C. S. Lewis on How Fear & Moral Idealism Beget Tyranny

C. S. Lewis on How Fear & Moral Idealism Beget Tyranny March 28, 2023

C. S. Lewis is known for his Christian apologetics, his imaginative fiction, and his literary scholarship.  But, though he has a reputation for being uninterested in “current events,” he also wrote about politics–in particular, his concerns about tyranny and totalitarianism.

So observes Acton scholar and Calvin University professor Micah Watson in his article for Religion & Liberty Online entitled C.S. Lewis on the Specter of Totalitarianism.

The article includes a trenchant discussion of Abolition of Man and a useful comparison and contrast with another opponent of totalitarianism, the libertarian atheist Ayn Rand.  So Prof. Watson’s piece is worth reading in its entirety.  Here I would just like to share with you a few quotations from Lewis that Prof. Watson cites and discusses:

“In every age those who wish to be our masters, if they have any sense, secure our obedience by offering deliverance from our dominant fear. When we fear wizards, the Medicine Man can rule the whole tribe. When we fear a stronger tribe, our best warrior becomes King. When all the world fears Hell, the Church becomes a theocracy. “Give up your freedom and I will make you safe” is, age after age, the terrible offer. In England the omnipotent Welfare State has triumphed because it promised to free us from the fear of poverty.”  [from a 1959 letter to a Chicago journalist]. . . .

“We have on the one hand a desperate need: hunger, sickness, and the dread of war,” Lewis writes in his essay “Is Progress Possible?” “We have on the other [hand] the conception of something that might meet it: omnicompetent global technocracy. Are not these the ideal opportunity for enslavement?”
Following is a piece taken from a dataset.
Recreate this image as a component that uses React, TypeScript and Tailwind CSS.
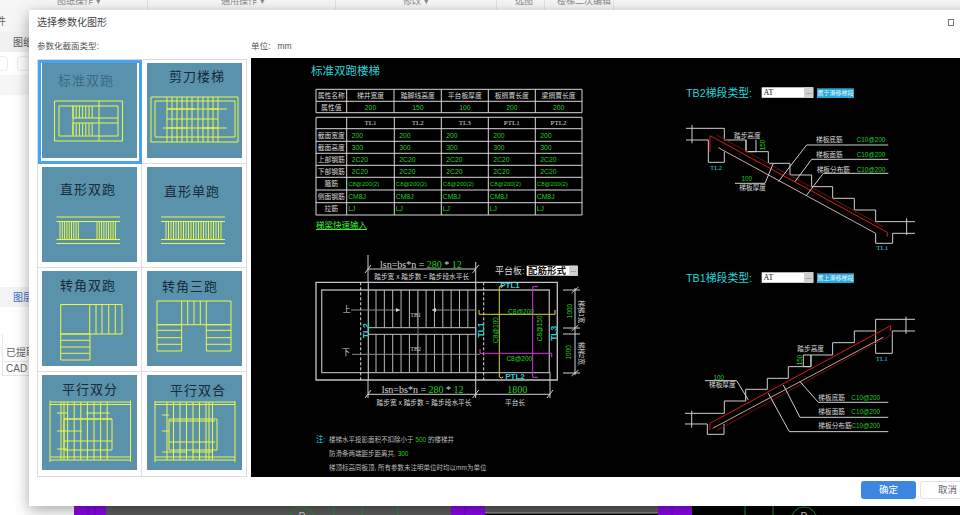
import React from 'react';

const CJK = "font-['Liberation_Sans','Noto_Sans_CJK_SC',sans-serif]";

// helpers for the little stair thumbnails (coords are inside a 95x95 tile)
const rect = (x1: number, y1: number, x2: number, y2: number) => `M${x1} ${y1}H${x2}V${y2}H${x1}Z`;
const vs = (xs: number[], y1: number, y2: number) => xs.map((x) => `M${x} ${y1}V${y2}`).join('');
const hs = (ys: number[], x1: number, x2: number) => ys.map((y) => `M${x1} ${y}H${x2}`).join('');
const range = (from: number, to: number, step: number) => {
  const out: number[] = [];
  for (let v = from; v <= to; v += step) out.push(v);
  return out;
};

const tiles = [
  {
    title: '标准双跑', tx: 44, ty: 17, selected: true,
    d: rect(12.5, 38, 80.5, 78) + rect(17, 43, 76, 73) + vs(range(31, 53, 3.2), 43, 55) + vs(range(31, 53, 3.2), 60, 72.5) + hs([55, 60], 31, 76) + vs([57], 38, 78) + vs([31], 43, 72),
  },
  {
    title: '剪刀楼梯', tx: 50, ty: 13,
    d: rect(4, 34, 91, 79) + rect(8, 38, 88, 74) + vs([20, 25, 30, 35, 40, 45, 51, 56, 61, 66, 71], 34, 79) + hs([46, 56, 65], 20, 71) + 'M20 46H48M62 46H80M16 65H40M55 65H80',
  },
  {
    title: '直形双跑', tx: 46, ty: 22,
    d: hs([50, 54.5, 72.5, 76.5], 14.5, 78) + vs(range(18, 37, 2.3), 54.5, 72.5) + vs(range(55, 75, 2.3), 54.5, 72.5),
  },
  {
    title: '直形单跑', tx: 45, ty: 24,
    d: hs([50, 54.5, 72.5, 76.5], 14, 78) + vs(range(19, 74, 2.5), 54.5, 72.5),
  },
  {
    title: '转角双跑', tx: 46, ty: 14,
    d: rect(18.7, 33.5, 80, 63) + vs([47.7, 54, 60, 66.7, 73.3], 33.5, 63) + rect(18.7, 63, 48, 89) + hs([69.3, 76, 82.3], 18.7, 48),
  },
  {
    title: '转角三跑', tx: 43, ty: 15,
    d: rect(10, 30, 84, 53.7) + vs([34.7, 40.7, 47, 53.3, 59.3], 30, 53.7) + rect(10, 53.7, 34.7, 80) + hs([59.3, 66.7, 73.3], 10, 34.7) + rect(59.3, 53.7, 84, 80) + hs([59.3, 66.7, 73.3], 59.3, 84),
  },
  {
    title: '平行双分', tx: 48, ty: 14,
    d: hs([27, 29.5, 82, 85], 8, 89) + vs([8, 88.5], 25.5, 87) + vs(range(19, 67, 6.6), 27, 85) + vs([22], 27, 85) + rect(22, 44, 70, 75) + hs([44, 66], 22, 70) + 'M15 38H25M15 56H40M15 74H25M44 38H68',
  },
  {
    title: '平行双合', tx: 51, ty: 15,
    d: hs([27, 29.5, 82, 85], 8, 88) + vs([8, 88], 26, 87) + vs(range(20, 68, 6.5), 27, 85) + vs([62], 27, 85) + rect(22, 44, 70, 75) + hs([46, 67], 22, 68) + 'M15 40H22M15 56H22M15 77H40M45 77H66',
  },
];

function StairTile({ t }: { t: (typeof tiles)[number] }) {
  return (
    <svg viewBox="0 0 95 95" className="block w-[95px] h-[95px] bg-[#5a92ab]">
      <text
        x={t.tx}
        y={t.ty}
        textAnchor="middle"
        dominantBaseline="central"
        fontSize="13"
        letterSpacing="1"
        fill={t.selected ? '#3c6a84' : '#17293a'}
      >
        {t.title}
      </text>
      <path d={t.d} fill="none" stroke="#e8f84a" strokeWidth="1" />
    </svg>
  );
}

function T({
  x, y, c = '#d8d8d8', s = 7, a = 'middle', rot, serif, bold, children,
}: {
  x: number; y: number; c?: string; s?: number; a?: 'start' | 'middle' | 'end'; rot?: number; serif?: boolean; bold?: boolean; children: React.ReactNode;
}) {
  return (
    <text
      x={x}
      y={y}
      fill={c}
      fontSize={s}
      textAnchor={a}
      dominantBaseline="central"
      fontWeight={bold ? 700 : 400}
      fontFamily={serif ? "'Liberation Serif','Noto Sans CJK SC',serif" : undefined}
      transform={rot ? `rotate(${rot} ${x} ${y})` : undefined}
    >
      {children}
    </text>
  );
}

const GREEN = '#1fd11f';
const CYAN = '#23d6dc';
const colX = [316, 346.7, 394.3, 441.3, 488.3, 535.3, 582];
const colMid = [331.3, 370.5, 417.8, 464.8, 511.8, 558.6];
const rowY2 = [117.3, 128.7, 141.3, 153.3, 165.3, 177.3, 190, 202.7, 215];

const table2 = [
  ['截面宽度', '200'],
  ['截面高度', '300'],
  ['上部钢筋', '2C20'],
  ['下部钢筋', '2C20'],
  ['箍筋', 'C8@200(2)'],
  ['侧面钢筋', 'CM8J'],
  ['拉筋', 'LJ'],
];

function StairSection({ flip }: { flip?: boolean }) {
  if (flip) {
    return (
      <g transform="translate(670 260) scale(0.3333)" fill="none">
        <path d="M735 178H617V213H553V248H488V285H423V320H355V355H292V388H227V423H163V460H45" stroke="#cfcfcf" strokeWidth="3" />
        <path d="M45 492H112V523H162V492M617 213V280H667V213H735M400 285H423V320H400ZM708 170V222M65 452V503" stroke="#cfcfcf" strokeWidth="3" />
        <path d="M120 510V490L662 197V213" stroke="#d81c1c" strokeWidth="3" />
        <path d="M128 505L640 232" stroke="#c8a0a0" strokeWidth="3" />
        <path d="M140 512L668 222" stroke="#6a1010" strokeWidth="3" />
        <path d="M390 365L445 427H655M340 375L390 472H655M295 400L358 515H655M105 362H200L235 420" stroke="#cfcfcf" strokeWidth="3" />
        <T x={422} y={267} s={20}>踏步高度</T>
        <T x={388} y={300} s={19} c={GREEN} rot={-90}>150</T>
        <T x={146} y={352} s={19} c={GREEN}>100</T>
        <T x={157} y={375} s={20}>梯板厚度</T>
        <T x={485} y={413} s={20}>梯板底筋</T>
        <T x={587} y={413} s={19} c={GREEN}>C10@200</T>
        <T x={485} y={454} s={20}>梯板面筋</T>
        <T x={587} y={454} s={19} c={GREEN}>C10@200</T>
        <T x={495} y={498} s={20}>梯板分布筋</T>
        <T x={587} y={498} s={19} c={GREEN}>C10@200</T>
        <T x={635} y={297} s={21} c={CYAN} serif>TL1</T>
      </g>
    );
  }
  return (
    <g transform="translate(670 70) scale(0.3333)" fill="none">
      <path d="M48 175H163V210H228V245H295V280H360V315H425V350H488V385H553V420H617V455H735" stroke="#cfcfcf" strokeWidth="3" />
      <path d="M48 210H115V277H163V245M735 490H668V520H617V490M228 210V245H258V210M66 165V220M710 445V495" stroke="#cfcfcf" strokeWidth="3" />
      <path d="M120 245V197L652 487V500" stroke="#d81c1c" strokeWidth="3" />
      <path d="M145 233L617 490" stroke="#d0a8a8" strokeWidth="3" />
      <path d="M140 195L640 470" stroke="#6a1010" strokeWidth="3" />
      <path d="M325 335L410 225H655M375 335L425 268H655M408 378L460 310H655M195 340H285L310 280" stroke="#cfcfcf" strokeWidth="3" />
      <T x={232} y={198} s={20}>踏步高度</T>
      <T x={277} y={225} s={19} c={GREEN} rot={-90}>150</T>
      <T x={230} y={326} s={19} c={GREEN}>100</T>
      <T x={248} y={352} s={20}>梯板厚度</T>
      <T x={478} y={210} s={20}>梯板底筋</T>
      <T x={603} y={210} s={19} c={GREEN}>C10@200</T>
      <T x={478} y={254} s={20}>梯板面筋</T>
      <T x={603} y={254} s={19} c={GREEN}>C10@200</T>
      <T x={490} y={298} s={20}>梯板分布筋</T>
      <T x={603} y={298} s={19} c={GREEN}>C10@200</T>
      <T x={138} y={295} s={21} c={CYAN} serif>TL2</T>
      <T x={637} y={535} s={21} c={CYAN} serif>TL1</T>
    </g>
  );
}

function TypeRow({ label, y, btn }: { label: string; y: number; btn: string }) {
  return (
    <g>
      <T x={686} y={y} s={10.8} c={CYAN} a="start">{label}</T>
      <rect x={761.7} y={y - 6} width={51.6} height={10.5} fill="#fff" />
      <rect x={804} y={y - 6} width={9.3} height={10.5} fill="#d0d0d0" />
      <T x={763.5} y={y - 1} s={8} c="#111" a="start" serif>AT</T>
      <T x={808.6} y={y - 2} s={7} c="#444">...</T>
      <rect x={817} y={y - 5} width={37} height={9.7} fill="#2aa7d8" />
      <T x={835.5} y={y} s={6} c="#e8f8ff">{btn}</T>
    </g>
  );
}

function CadDrawing() {
  return (
    <svg viewBox="251 58 709 419" className="block w-full h-full bg-black">
      <T x={311} y={71} s={11.5} c={CYAN} a="start">标准双跑楼梯</T>

      {/* 属性表 */}
      <g stroke="#d8d8d8" strokeWidth="1" fill="none">
        <path d={rect(316, 89.3, 582, 112.7) + hs([101.3], 316, 582) + vs([346.7, 394, 441.3, 488.3, 535.3], 89.3, 112.7)} />
        <path d={hs(rowY2, 316, 582) + vs(colX, 117.3, 215)} />
      </g>
      {['属性名称', '梯井宽度', '踏脚线高度', '平台板厚度', '板搁置长度', '梁搁置长度'].map((h, i) => (
        <T key={h} x={colMid[i]} y={95.5} s={6.8}>{h}</T>
      ))}
      <T x={331.3} y={107.3} s={6.8}>属性值</T>
      {['200', '150', '100', '200', '200'].map((v, i) => (
        <T key={i} x={colMid[i + 1]} y={107.3} s={6.8} c={GREEN}>{v}</T>
      ))}

      {['TL1', 'TL2', 'TL3', 'PTL1', 'PTL2'].map((h, i) => (
        <T key={h} x={colMid[i + 1]} y={123} s={7} serif>{h}</T>
      ))}
      {table2.map(([name, val], r) => (
        <g key={name}>
          <T x={331.3} y={(rowY2[r + 1] + rowY2[r + 2]) / 2} s={6.8}>{name}</T>
          {colX.slice(1, 6).map((x) => (
            <T key={x} x={x + (r < 4 ? 5 : 1.5)} y={(rowY2[r + 1] + rowY2[r + 2]) / 2} s={r === 4 ? 6 : 6.8} c={GREEN} a="start">{val}</T>
          ))}
        </g>
      ))}
      <T x={316} y={224.5} s={8.5} c="#39f03a" a="start">梯梁快速输入</T>
      <path d="M316 229.5H367" stroke="#39f03a" />

      {/* 平面图 */}
      <T x={380} y={264} s={10} a="start" serif>lsn=bs*n = <tspan fill={GREEN}>280</tspan> * <tspan fill={GREEN}>12</tspan></T>
      <T x={421.7} y={276.5} s={6.7}>踏步宽 x 踏步数 = 踏步段水平长</T>
      <path d="M368 269H475.7M365 273L371 265M472.7 273L478.7 265M368 255V282M475.7 262V282" stroke="#cfcfcf" fill="none" />
      <T x={495} y={270.5} s={9} a="start">平台板:</T>
      <rect x={526.7} y={265.7} width={51} height={10} fill="#fff" />
      <rect x={569} y={265.7} width={8.7} height={10} fill="#d0d0d0" />
      <T x={528} y={270.7} s={9.5} c="#111" a="start" bold>配筋形式</T>
      <T x={573.3} y={269.5} s={7} c="#444">...</T>

      <g fill="none" stroke="#c4c4c4">
        <path d={rect(316, 282.3, 557.3, 380)} strokeWidth="1.3" />
        <path d={rect(321.7, 290, 549.3, 372.7)} strokeWidth="1.3" stroke="#a8a8a8" />
        <path d={vs([360.7, 483.7], 282.3, 380)} strokeDasharray="3 2" stroke="#e0e0e0" />
        <path d={vs([368.3, 475.7], 282.3, 380)} strokeWidth="1.2" />
        <path d={rect(368.3, 327.7, 475.7, 334.3)} />
        <path d={vs(range(376, 468, 8.35), 290, 327.7) + vs(range(376, 468, 8.35), 334.3, 372.7)} stroke="#b8b8b8" />
        <path d="M418 290V372.7" stroke="#777" />
        <path d="M351 310H400M432 310H476M352 354.3H480" stroke="#8c8c8c" />
      </g>
      <path d="M400 310l-4-2v4zM432 310l4-2v4z" fill="#d0d0d0" />
      <T x={346.7} y={309} s={8}>上</T>
      <T x={346} y={352.7} s={8}>下</T>
      <T x={415.7} y={315} s={6} serif>TB1</T>
      <T x={415.7} y={349} s={6} serif>TB2</T>
      <T x={365.7} y={330.7} s={8.5} c={CYAN} rot={-90} bold>TL2</T>
      <T x={481} y={330} s={8.5} c={CYAN} rot={-90} bold>TL1</T>
      <T x={554.3} y={333.3} s={8.5} c={CYAN} rot={-90} bold>TL3</T>
      <T x={510} y={285.7} s={8} c={CYAN} bold>PTL1</T>
      <T x={515} y={376.7} s={8} c={CYAN} bold>PTL2</T>
      <path d="M479 310V314.3H555V310M499.3 377V286.7q2-2 4 0M499.3 377q2 2 4 0" fill="none" stroke="#d8d83a" />
      <path d="M480 349V353.3H551.7V357M538 286.7H532.7V377.3H538" fill="none" stroke="#d93ad9" />
      <T x={521} y={311.5} s={6.5} c={GREEN}>C8@200</T>
      <T x={519.3} y={358.7} s={6.5} c={GREEN}>C8@200</T>
      <T x={495} y={330} s={6.5} c={GREEN} rot={-90}>C8@100</T>
      <T x={540} y={328.3} s={6.5} c={GREEN} rot={-90}>C8@150</T>

      <path d="M563 290H580M563 328H580M563 334H580M563 373H580M575 288V375M571.5 293L578.5 287M571.5 331L578.5 325M571.5 376L578.5 370" stroke="#cfcfcf" fill="none" />
      <T x={569} y={311} s={6.5} c={GREEN} rot={-90}>1000</T>
      <T x={569} y={352.3} s={6.5} c={GREEN} rot={-90}>1000</T>
      <T x={581.7} y={311.7} s={6.5} rot={90}>梯梯1宽</T>
      <T x={581.7} y={353.3} s={6.5} rot={90}>梯梯2宽</T>

      <T x={381.7} y={389} s={10} a="start" serif>lsn=bs*n = <tspan fill={GREEN}>280</tspan> * <tspan fill={GREEN}>12</tspan></T>
      <T x={517.3} y={389} s={10} c={GREEN} serif>1800</T>
      <path d="M368 394.3H550M365 398L371 390M472.7 398L478.7 390M547 398L553 390M368 380V398M475.7 380V398M550 372V398" stroke="#cfcfcf" fill="none" />
      <T x={424} y={402.3} s={6.7}>踏步宽 x 踏步数 = 踏步段水平长</T>
      <T x={515} y={402.3} s={6.7}>平台长</T>

      <T x={316} y={439} s={7.5} c={CYAN} a="start">注:</T>
      <T x={329} y={439} s={6.5} c="#bbbbbb" a="start">楼梯水平投影面积不扣除小于 <tspan fill={GREEN}>500</tspan> 的楼梯井</T>
      <T x={329} y={453.3} s={6.5} c="#bbbbbb" a="start">防滑条两端距步距离共, <tspan fill={GREEN}>300</tspan></T>
      <T x={329} y={467.3} s={6.5} c="#bbbbbb" a="start">梯顶标高同板顶, 所有参数未注明单位时均以mm为单位</T>

      {/* 右侧梯段 */}
      <TypeRow label="TB2梯段类型:" y={93.3} btn="属于滑移梯段" />
      <StairSection />
      <TypeRow label="TB1梯段类型:" y={278.3} btn="属上滑移梯段" />
      <StairSection flip />
    </svg>
  );
}

function BottomCad() {
  return (
    <svg viewBox="74 506 886 9" className="block w-full h-[9px] mt-auto bg-black">
      <rect x="74" y="506" width="32" height="9" fill="#8a08e8" />
      <rect x="106" y="506" width="345" height="9" fill="#5c5c5c" />
      <rect x="451" y="506" width="34" height="9" fill="#8a08e8" />
      <rect x="485" y="506" width="173" height="7" fill="#5c5c5c" />
      <path d="M485 513H658" stroke="#a8a8a8" />
      <rect x="658" y="506" width="34" height="9" fill="#8a08e8" />
      <path d="M88 506V515M95 506V515M465 506V515M672 506V515" stroke="#6a05c0" />
      <path d="M334 506V515M362 506V515M398 506V515M745 506V515M773 506V515" stroke="#1f9a2f" />
      <circle cx="302" cy="520" r="13" fill="none" stroke="#1f9a2f" />
      <circle cx="804" cy="520" r="13" fill="none" stroke="#1f9a2f" />
      <text x="302" y="518" textAnchor="middle" fontSize="9" fill="#ddd">D</text>
      <text x="804" y="518" textAnchor="middle" fontSize="9" fill="#ddd">D</text>
    </svg>
  );
}

const toolbar = [
  { w: 148, label: '图纸操作 ▾', pl: 'pl-[57px]' },
  { w: 188, label: '通用操作 ▾', pl: 'pl-[73px]' },
  { w: 161, label: '修改 ▾', pl: 'pl-[67px]' },
  { w: 48, label: '选图', pl: 'pl-[18px]' },
  { w: 69, label: '楼梯二次编辑', pl: 'pl-[12px]' },
];

export default function App() {
  return (
    <div className={`relative w-[960px] h-[515px] overflow-hidden flex flex-col bg-white text-[#555] ${CJK}`}>
      {/* 后面的主界面 */}
      <div className="flex h-[10px] shrink-0 overflow-hidden bg-[#f6f6f6] text-[9px] text-[#888]">
        {toolbar.map((b) => (
          <div key={b.label} style={{ width: b.w }} className={`shrink-0 border-r border-[#e2e2e2] leading-none whitespace-nowrap ${b.pl}`}>
            <span className="block -mt-[3px]">{b.label}</span>
          </div>
        ))}
      </div>
      <div className="flex flex-1 min-h-0">
        <aside className="w-[74px] shrink-0 flex flex-col bg-white text-[10px]">
          <div className="h-[22px] flex items-center -ml-1 pl-0 bg-[#f5f5f5] text-[#666]">件</div>
          <div className="h-[20px] flex items-center pl-[13px] bg-[#f0f0f0] text-[#555] whitespace-nowrap">图纸</div>
          <div className="h-[23px] flex items-center gap-[9px] -ml-[5px]">
            <div className="w-[13px] h-[15px] rounded-sm border border-[#ececec]" />
            <div className="w-[13px] h-[15px] rounded-sm border border-[#ececec]" />
          </div>
          <div className="h-[20px] bg-[#f6f6f6]" />
          <div className="h-[192px]" />
          <div className="h-[20px] flex items-center pl-[13px] bg-[#f3f3f3] text-[#3b6fd4] whitespace-nowrap">图层</div>
          <div className="h-[27px]" />
          <div className="flex flex-col text-[10px] text-[#666] border-l border-[#e6e6e6] ml-[2px]">
            <div className="h-[28px] flex items-end pb-[1px] pl-[3px] border-b border-[#e6e6e6] whitespace-nowrap">已提取</div>
            <div className="h-[14px] flex items-center pl-[3px] border-b border-[#e6e6e6] whitespace-nowrap">CAD 原</div>
          </div>
        </aside>
        <div className="flex-1 flex flex-col bg-[#f4f4f4]">
          <BottomCad />
        </div>
      </div>

      {/* 弹窗 */}
      <div className="absolute left-[29px] top-[10px] w-[960px] h-[496px] bg-white flex flex-col shadow-[0_4px_14px_rgba(0,0,0,0.35)]">
        <div className="h-[24px] shrink-0 flex items-center pl-2 text-[10px] text-[#444]">
          <span>选择参数化图形</span>
          <span className="ml-[841px] w-[6px] h-[7px] border border-[#777]" />
        </div>
        <div className="h-[24px] shrink-0 flex items-center pl-2 text-[8.5px] text-[#555]">
          <span className="w-[214px]">参数化截面类型:</span>
          <span>单位:&nbsp;&nbsp;&nbsp;mm</span>
        </div>
        <div className="flex gap-1 pl-2 h-[419px] shrink-0">
          <div className="w-[210px] h-[418px] mt-px grid grid-cols-2 grid-rows-4 border border-[#dcd8dc] box-border">
            {tiles.map((t, i) => (
              <div
                key={t.title}
                className={`flex justify-center pt-[3px] border-[#e2dde2] ${i % 2 === 0 ? 'border-r' : ''} ${i < 6 ? 'border-b' : ''} ${t.selected ? 'outline-[3px] outline-solid -outline-offset-[3px] outline-[#4aa3f0]' : ''}`}
              >
                <StairTile t={t} />
              </div>
            ))}
          </div>
          <div className="w-[709px] h-[419px] shrink-0">
            <CadDrawing />
          </div>
        </div>
        <div className="flex-1 flex items-center pl-[832px] gap-1 pb-[3px] text-[9.5px]">
          <button className="w-[55px] h-[18px] rounded-[3px] bg-[#3a86e0] text-white">确定</button>
          <button className="w-[55px] h-[18px] rounded-[3px] border border-[#e2e2e2] bg-white text-[#666]">取消</button>
        </div>
      </div>
    </div>
  );
}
Whereas the classical liberal understanding of politics is that we empower the state through our consent because it will protect our rights, Lewis feared the modern state purports to “do us good or make us good. . . . We are less their subjects than their wards, pupils, or domestic animals. There is nothing left of which we can say to them, ‘Mind your own business.’ Our whole lives are their business.” [“Is Progress Possible?”]

Let’s apply these insights today.  Starting with fear.

Fear of terrorism led to a surveillance system intended to identify terrorists but that is now being used to monitor ordinary citizens.

Fear of disease led to wholesale restrictions on churches, businesses, and individuals during the COVID lockdowns.

Fear of suffering led to laws legalizing euthanasia, which states and nations such as Canada keep expanding to devalue more and more categories of human life.  We might include permissive abortion laws as another example.  The result is a devaluation of human life that all tyrannies seek to achieve.

Can you think of other fears people have today that can lead to tyrannous outcomes?

The laudable goal to alleviate suffering, protect us from disease, and protect us from terrorism–as well as make us safe from poverty, the various promises of Communism, etc.–are all examples of Lewis’s comment about how the state takes away our freedoms in the effort to “do us good or make us good.”

“Making us good” is what God does, not the state.  But wokery is an effort to do just that, and it is influencing both formal and informal public policy, to the point of censorship, cancellation, and coercion.

Can you think of other examples?

Conservatives too are liable to these fears and moral idealism.  Integralism and its Protestant varieties also seek to address our fears and make the whole nation good, at the expense of eliminating democracy and Constitutional civil liberties.